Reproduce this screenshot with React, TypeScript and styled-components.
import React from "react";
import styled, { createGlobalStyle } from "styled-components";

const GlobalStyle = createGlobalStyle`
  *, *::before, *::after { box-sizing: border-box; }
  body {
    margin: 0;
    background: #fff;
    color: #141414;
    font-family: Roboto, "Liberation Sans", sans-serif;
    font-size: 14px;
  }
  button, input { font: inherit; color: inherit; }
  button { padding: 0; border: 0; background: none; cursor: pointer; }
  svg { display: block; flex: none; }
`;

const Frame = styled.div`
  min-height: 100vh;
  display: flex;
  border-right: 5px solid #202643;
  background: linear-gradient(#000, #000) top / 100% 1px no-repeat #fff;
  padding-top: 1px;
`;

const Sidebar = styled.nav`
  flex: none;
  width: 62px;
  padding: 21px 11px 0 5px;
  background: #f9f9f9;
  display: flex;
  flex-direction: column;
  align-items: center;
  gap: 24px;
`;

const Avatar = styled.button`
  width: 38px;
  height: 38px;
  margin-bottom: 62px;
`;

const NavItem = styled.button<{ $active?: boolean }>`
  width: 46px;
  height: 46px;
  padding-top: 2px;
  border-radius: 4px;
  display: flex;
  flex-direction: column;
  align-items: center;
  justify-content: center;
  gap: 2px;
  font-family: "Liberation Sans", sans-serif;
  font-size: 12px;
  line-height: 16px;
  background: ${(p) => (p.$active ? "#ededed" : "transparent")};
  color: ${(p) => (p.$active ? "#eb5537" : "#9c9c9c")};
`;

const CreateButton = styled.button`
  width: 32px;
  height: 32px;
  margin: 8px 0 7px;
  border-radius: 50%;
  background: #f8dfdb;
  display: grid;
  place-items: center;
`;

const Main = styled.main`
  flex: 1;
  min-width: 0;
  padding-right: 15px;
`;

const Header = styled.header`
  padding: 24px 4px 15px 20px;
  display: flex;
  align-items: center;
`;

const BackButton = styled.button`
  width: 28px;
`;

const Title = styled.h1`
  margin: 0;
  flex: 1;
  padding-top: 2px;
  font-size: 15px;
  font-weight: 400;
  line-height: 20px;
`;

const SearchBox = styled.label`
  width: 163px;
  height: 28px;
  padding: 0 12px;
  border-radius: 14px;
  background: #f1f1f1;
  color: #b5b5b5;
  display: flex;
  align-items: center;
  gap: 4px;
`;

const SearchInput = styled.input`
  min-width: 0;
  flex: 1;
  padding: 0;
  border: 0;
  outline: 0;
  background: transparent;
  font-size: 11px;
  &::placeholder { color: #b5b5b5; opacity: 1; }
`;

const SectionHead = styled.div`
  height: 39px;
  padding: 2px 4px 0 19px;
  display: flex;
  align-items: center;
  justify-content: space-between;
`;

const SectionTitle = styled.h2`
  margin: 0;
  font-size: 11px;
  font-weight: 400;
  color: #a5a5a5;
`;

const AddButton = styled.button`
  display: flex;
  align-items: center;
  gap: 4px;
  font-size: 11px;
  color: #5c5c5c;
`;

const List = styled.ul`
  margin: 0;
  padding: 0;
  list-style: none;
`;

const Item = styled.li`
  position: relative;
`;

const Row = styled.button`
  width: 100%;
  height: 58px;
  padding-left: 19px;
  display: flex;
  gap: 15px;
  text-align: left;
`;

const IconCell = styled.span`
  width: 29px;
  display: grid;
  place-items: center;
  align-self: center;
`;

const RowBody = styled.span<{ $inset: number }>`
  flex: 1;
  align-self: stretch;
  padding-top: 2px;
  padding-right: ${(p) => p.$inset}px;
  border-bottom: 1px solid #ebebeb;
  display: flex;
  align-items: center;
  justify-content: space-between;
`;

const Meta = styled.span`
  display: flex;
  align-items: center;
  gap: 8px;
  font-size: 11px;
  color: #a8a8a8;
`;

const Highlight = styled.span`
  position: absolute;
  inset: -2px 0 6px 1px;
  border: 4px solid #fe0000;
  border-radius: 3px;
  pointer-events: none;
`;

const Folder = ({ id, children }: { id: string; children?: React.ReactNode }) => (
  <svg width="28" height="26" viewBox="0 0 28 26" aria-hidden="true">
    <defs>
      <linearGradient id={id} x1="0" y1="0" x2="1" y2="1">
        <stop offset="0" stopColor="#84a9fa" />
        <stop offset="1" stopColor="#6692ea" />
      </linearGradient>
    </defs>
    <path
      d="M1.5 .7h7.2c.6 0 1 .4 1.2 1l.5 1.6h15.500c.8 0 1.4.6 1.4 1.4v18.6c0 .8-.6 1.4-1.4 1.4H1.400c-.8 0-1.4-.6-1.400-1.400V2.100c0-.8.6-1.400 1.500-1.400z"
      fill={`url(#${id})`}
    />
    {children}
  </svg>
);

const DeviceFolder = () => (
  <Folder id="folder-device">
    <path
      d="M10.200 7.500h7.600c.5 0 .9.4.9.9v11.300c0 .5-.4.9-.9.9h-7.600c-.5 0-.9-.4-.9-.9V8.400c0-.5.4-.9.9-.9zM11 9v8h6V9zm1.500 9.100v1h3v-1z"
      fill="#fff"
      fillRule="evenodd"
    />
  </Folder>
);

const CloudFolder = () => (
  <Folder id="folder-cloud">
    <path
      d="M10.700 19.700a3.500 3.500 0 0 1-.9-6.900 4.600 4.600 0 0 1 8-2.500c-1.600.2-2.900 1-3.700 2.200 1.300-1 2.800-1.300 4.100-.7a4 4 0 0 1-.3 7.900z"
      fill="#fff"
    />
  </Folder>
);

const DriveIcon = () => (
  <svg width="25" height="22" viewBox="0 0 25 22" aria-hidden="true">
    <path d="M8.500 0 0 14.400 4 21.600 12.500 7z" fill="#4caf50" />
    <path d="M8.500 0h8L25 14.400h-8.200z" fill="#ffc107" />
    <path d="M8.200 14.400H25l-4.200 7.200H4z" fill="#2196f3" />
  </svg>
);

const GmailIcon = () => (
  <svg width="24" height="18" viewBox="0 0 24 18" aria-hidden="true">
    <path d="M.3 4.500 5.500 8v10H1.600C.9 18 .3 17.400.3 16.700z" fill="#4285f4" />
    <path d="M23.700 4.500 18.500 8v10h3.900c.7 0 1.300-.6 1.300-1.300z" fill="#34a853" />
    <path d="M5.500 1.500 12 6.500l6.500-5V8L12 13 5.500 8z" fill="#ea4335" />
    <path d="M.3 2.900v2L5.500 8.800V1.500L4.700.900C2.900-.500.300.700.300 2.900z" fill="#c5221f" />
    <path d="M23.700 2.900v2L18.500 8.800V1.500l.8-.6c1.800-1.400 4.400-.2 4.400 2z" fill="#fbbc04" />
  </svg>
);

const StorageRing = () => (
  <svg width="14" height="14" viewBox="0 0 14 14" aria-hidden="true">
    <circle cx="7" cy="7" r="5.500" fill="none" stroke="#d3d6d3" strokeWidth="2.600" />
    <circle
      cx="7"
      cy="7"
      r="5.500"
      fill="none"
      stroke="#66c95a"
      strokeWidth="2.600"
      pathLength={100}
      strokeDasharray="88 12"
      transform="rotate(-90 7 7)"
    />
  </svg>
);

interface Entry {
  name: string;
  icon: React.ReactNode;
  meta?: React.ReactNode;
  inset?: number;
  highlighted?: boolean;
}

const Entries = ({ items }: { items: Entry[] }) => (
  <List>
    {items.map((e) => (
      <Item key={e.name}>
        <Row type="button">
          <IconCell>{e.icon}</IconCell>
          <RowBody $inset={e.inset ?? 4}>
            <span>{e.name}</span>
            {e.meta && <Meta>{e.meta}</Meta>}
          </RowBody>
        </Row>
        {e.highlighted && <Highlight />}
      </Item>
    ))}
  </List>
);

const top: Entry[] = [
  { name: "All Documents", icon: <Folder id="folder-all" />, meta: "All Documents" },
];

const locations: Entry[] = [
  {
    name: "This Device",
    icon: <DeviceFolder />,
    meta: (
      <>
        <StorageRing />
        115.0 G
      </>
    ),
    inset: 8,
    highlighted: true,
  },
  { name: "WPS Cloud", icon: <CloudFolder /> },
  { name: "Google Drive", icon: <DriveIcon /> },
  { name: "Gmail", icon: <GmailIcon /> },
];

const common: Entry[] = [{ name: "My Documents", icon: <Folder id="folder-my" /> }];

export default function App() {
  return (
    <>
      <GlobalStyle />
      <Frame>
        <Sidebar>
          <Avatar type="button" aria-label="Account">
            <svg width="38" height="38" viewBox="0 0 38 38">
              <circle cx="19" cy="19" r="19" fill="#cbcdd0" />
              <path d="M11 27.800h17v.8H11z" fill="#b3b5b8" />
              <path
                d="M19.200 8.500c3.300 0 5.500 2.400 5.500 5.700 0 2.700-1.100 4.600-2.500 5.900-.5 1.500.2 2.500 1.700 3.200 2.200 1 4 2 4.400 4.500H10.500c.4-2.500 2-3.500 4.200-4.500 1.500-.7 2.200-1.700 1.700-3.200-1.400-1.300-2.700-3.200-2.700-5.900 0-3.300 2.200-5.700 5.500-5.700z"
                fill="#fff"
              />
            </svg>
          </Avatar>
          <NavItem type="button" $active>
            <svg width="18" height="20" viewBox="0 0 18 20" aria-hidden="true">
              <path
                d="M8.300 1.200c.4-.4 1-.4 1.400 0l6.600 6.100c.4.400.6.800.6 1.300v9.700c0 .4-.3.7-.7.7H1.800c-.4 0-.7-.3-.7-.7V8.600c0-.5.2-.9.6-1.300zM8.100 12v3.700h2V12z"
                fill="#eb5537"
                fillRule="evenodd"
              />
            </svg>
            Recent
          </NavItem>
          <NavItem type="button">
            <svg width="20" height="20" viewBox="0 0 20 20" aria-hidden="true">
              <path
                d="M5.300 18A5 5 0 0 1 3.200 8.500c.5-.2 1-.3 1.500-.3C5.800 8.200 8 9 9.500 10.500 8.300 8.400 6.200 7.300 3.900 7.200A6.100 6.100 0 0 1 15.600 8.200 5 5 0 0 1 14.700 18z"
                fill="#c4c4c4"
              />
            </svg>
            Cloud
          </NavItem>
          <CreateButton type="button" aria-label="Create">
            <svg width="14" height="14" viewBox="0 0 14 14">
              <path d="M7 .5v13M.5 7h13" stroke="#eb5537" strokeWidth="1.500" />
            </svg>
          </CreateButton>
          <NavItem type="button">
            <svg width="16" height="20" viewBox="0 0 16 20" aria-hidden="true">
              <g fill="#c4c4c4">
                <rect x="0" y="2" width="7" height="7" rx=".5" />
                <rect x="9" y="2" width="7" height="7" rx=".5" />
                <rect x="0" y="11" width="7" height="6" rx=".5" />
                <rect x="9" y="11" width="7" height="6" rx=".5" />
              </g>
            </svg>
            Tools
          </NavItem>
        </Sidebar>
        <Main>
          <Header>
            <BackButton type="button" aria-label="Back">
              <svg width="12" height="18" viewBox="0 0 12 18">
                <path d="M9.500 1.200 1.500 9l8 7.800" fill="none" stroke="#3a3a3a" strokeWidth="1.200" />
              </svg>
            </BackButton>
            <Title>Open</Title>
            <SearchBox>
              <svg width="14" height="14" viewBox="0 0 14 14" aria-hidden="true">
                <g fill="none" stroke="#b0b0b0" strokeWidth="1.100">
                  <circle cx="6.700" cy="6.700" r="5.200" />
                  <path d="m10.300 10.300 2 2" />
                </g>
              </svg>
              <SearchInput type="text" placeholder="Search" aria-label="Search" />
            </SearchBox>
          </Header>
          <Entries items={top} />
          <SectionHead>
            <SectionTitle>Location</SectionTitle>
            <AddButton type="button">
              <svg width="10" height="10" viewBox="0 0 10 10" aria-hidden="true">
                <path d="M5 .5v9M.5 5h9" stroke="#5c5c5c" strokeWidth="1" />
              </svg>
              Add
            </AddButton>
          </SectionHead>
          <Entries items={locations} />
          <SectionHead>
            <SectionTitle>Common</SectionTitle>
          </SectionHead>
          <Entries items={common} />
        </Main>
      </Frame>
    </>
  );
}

--

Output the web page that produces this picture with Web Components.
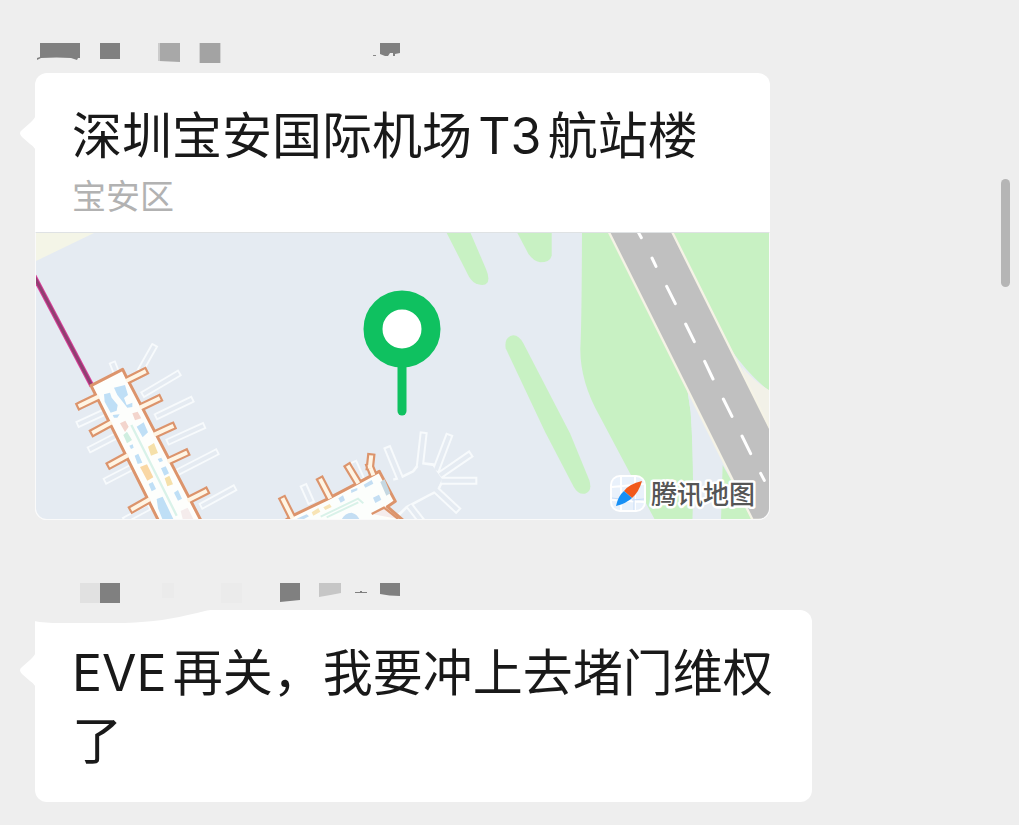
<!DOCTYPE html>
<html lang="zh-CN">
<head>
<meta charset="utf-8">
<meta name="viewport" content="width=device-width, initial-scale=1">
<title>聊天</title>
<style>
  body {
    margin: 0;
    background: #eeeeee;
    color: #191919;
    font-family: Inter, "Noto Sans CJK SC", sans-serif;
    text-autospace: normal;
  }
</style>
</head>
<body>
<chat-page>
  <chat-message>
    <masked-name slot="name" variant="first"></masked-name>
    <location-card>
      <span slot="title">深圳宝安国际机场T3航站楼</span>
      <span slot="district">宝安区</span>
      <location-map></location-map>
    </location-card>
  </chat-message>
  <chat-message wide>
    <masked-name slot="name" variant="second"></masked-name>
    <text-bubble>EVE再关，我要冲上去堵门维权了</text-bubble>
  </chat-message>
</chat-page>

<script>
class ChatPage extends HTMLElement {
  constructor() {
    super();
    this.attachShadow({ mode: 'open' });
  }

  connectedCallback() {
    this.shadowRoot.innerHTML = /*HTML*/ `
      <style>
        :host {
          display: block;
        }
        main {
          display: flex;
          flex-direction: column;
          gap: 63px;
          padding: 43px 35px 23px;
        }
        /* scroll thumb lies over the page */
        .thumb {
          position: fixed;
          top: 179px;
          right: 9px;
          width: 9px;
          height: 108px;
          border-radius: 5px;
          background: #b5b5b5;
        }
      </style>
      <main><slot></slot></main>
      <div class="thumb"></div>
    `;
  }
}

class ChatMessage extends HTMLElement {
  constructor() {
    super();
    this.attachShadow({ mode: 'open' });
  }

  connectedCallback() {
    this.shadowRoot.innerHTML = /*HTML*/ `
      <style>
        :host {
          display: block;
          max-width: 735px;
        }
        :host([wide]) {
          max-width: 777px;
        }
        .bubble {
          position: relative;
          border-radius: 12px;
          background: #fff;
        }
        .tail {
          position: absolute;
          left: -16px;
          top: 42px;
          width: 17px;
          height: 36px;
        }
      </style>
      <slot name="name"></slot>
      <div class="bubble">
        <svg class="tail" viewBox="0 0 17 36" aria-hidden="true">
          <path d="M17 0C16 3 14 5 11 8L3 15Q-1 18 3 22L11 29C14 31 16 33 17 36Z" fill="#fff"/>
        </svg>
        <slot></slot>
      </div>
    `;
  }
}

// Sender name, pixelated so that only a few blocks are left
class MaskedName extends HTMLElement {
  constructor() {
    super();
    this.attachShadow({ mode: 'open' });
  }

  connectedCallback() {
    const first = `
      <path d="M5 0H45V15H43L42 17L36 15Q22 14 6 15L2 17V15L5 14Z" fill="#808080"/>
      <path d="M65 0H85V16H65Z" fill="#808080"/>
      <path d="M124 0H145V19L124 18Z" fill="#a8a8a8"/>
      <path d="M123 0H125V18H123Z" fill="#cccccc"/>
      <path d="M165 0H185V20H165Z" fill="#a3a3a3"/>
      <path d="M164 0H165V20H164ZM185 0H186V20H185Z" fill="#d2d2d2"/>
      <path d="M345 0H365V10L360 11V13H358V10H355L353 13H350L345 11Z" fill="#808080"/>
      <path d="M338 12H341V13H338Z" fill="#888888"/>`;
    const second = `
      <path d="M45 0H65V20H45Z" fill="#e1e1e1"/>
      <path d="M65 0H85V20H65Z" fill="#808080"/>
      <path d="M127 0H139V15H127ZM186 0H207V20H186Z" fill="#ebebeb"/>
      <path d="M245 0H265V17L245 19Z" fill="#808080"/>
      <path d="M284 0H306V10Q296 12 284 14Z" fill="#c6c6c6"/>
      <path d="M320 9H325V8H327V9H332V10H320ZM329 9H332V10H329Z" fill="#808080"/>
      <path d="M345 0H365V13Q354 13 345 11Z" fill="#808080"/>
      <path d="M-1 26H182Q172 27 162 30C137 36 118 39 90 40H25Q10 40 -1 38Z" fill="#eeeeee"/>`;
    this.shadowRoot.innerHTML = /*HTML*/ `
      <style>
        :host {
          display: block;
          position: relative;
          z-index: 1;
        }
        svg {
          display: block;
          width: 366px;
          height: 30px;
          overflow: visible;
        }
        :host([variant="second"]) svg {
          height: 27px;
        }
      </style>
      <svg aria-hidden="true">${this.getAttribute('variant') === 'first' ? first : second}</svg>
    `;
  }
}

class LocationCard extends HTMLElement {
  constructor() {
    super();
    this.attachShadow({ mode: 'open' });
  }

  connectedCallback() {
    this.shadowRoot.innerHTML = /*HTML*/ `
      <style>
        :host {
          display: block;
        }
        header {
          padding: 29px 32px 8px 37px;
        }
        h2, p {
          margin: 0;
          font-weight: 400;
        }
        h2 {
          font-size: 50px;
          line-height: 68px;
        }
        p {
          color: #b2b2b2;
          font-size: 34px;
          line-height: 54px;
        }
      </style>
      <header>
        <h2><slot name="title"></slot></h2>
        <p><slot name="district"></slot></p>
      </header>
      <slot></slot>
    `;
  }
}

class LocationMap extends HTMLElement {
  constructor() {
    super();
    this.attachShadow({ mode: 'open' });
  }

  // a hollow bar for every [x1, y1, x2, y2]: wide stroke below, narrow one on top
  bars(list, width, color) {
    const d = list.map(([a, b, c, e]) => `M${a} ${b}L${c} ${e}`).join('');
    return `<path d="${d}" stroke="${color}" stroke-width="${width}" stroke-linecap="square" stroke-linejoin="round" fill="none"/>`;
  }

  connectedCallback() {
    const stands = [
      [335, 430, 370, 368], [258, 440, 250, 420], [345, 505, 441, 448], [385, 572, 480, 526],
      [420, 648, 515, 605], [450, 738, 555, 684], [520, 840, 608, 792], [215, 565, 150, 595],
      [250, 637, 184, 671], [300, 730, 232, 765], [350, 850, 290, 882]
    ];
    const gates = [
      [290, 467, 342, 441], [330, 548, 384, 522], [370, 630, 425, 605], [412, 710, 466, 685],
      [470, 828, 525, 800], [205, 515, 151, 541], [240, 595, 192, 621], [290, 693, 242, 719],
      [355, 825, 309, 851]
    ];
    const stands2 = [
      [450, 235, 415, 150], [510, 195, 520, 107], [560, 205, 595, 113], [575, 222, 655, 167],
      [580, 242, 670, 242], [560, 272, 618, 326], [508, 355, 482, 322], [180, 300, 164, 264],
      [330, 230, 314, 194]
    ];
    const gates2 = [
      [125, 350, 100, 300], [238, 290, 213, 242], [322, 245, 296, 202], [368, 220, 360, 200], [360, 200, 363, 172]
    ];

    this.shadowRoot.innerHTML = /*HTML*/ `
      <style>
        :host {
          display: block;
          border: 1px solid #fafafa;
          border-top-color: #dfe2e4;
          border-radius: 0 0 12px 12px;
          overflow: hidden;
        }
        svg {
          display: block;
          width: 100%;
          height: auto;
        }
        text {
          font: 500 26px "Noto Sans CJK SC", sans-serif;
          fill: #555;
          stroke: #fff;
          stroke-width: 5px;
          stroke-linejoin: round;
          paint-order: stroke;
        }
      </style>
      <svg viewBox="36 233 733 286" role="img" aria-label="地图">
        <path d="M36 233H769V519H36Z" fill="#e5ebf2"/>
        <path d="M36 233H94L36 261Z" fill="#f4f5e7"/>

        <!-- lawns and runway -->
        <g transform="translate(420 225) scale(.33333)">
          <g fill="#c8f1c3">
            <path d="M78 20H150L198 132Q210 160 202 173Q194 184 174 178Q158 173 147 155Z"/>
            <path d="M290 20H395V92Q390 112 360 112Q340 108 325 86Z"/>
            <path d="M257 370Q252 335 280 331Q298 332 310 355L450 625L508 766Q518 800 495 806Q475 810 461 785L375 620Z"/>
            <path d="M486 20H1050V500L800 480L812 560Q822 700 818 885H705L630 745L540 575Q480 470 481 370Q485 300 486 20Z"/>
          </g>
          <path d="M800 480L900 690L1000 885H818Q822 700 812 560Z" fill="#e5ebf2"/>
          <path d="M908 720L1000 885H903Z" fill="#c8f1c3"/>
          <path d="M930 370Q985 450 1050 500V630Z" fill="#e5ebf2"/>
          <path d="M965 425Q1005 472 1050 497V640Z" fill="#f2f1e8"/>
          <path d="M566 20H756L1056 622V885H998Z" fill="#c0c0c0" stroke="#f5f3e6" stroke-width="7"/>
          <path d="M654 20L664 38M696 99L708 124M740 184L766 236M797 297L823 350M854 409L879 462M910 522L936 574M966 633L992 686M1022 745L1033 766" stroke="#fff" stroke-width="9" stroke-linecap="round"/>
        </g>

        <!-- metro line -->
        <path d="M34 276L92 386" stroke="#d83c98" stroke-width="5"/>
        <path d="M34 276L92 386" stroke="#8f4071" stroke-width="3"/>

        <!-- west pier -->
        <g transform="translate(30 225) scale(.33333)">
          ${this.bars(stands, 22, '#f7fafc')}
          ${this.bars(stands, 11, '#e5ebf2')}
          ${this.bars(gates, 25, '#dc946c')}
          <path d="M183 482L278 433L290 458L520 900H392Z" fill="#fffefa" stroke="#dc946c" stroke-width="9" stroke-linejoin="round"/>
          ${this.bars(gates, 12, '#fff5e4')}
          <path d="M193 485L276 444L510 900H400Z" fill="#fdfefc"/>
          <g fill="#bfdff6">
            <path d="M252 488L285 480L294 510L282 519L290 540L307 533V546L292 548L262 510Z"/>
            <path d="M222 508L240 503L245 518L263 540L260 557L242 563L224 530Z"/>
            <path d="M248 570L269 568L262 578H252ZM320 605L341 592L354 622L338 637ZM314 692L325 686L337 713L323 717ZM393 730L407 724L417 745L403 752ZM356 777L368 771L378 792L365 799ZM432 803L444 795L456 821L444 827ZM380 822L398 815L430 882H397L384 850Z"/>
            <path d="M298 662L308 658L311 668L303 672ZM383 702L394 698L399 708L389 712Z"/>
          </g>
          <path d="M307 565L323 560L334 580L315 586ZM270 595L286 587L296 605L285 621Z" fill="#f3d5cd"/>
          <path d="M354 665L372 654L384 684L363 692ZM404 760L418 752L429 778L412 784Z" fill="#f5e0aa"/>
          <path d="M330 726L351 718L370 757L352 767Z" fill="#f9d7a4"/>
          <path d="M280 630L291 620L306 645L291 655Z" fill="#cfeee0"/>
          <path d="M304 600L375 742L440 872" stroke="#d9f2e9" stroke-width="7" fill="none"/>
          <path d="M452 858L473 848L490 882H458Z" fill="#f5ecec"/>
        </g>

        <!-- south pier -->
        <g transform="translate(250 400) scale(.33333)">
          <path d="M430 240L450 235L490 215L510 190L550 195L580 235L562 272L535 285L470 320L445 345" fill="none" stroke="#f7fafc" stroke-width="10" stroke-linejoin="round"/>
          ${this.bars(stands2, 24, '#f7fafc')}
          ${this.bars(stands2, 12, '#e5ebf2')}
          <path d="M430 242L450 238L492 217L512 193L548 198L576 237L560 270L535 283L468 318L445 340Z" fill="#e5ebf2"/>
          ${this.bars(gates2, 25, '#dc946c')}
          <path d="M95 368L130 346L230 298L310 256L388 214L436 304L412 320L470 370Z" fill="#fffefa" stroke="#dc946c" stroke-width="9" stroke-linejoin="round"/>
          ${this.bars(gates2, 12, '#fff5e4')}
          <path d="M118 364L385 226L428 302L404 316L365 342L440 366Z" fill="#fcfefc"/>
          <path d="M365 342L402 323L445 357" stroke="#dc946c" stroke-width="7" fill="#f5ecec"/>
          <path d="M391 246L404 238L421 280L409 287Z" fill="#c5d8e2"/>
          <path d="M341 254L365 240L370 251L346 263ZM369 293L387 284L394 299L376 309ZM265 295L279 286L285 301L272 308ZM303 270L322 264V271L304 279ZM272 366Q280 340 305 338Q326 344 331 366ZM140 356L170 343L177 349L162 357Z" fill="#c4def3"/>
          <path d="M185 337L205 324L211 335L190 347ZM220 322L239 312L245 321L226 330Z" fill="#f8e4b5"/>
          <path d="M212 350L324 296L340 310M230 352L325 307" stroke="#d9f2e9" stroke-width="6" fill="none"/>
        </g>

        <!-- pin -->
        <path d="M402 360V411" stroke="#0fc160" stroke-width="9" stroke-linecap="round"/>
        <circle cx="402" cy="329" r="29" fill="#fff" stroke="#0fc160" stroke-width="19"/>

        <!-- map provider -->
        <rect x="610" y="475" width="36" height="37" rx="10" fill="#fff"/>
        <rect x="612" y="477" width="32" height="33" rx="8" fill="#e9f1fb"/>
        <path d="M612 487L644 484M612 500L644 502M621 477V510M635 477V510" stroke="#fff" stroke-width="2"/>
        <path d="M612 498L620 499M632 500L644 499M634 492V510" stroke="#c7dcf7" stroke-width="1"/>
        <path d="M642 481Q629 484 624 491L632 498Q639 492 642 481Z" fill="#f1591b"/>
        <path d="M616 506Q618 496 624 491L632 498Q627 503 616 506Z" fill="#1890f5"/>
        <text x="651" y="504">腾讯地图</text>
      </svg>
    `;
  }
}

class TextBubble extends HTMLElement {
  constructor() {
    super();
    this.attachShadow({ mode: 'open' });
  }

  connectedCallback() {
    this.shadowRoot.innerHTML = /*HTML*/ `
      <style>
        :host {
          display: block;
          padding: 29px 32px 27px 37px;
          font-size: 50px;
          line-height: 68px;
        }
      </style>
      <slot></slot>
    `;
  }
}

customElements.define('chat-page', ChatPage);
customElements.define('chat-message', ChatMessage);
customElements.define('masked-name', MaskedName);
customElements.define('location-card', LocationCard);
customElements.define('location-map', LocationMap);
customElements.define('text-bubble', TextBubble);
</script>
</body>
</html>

THE PROBLEM: In the entries above, locate every line with the word "React" and copy it.

EXPECTED ANSWER:
Reproduce this screenshot with React, TypeScript and styled-components.
import React from "react";
const Folder = ({ id, children }: { id: string; children?: React.ReactNode }) => (
  icon: React.ReactNode;
  meta?: React.ReactNode;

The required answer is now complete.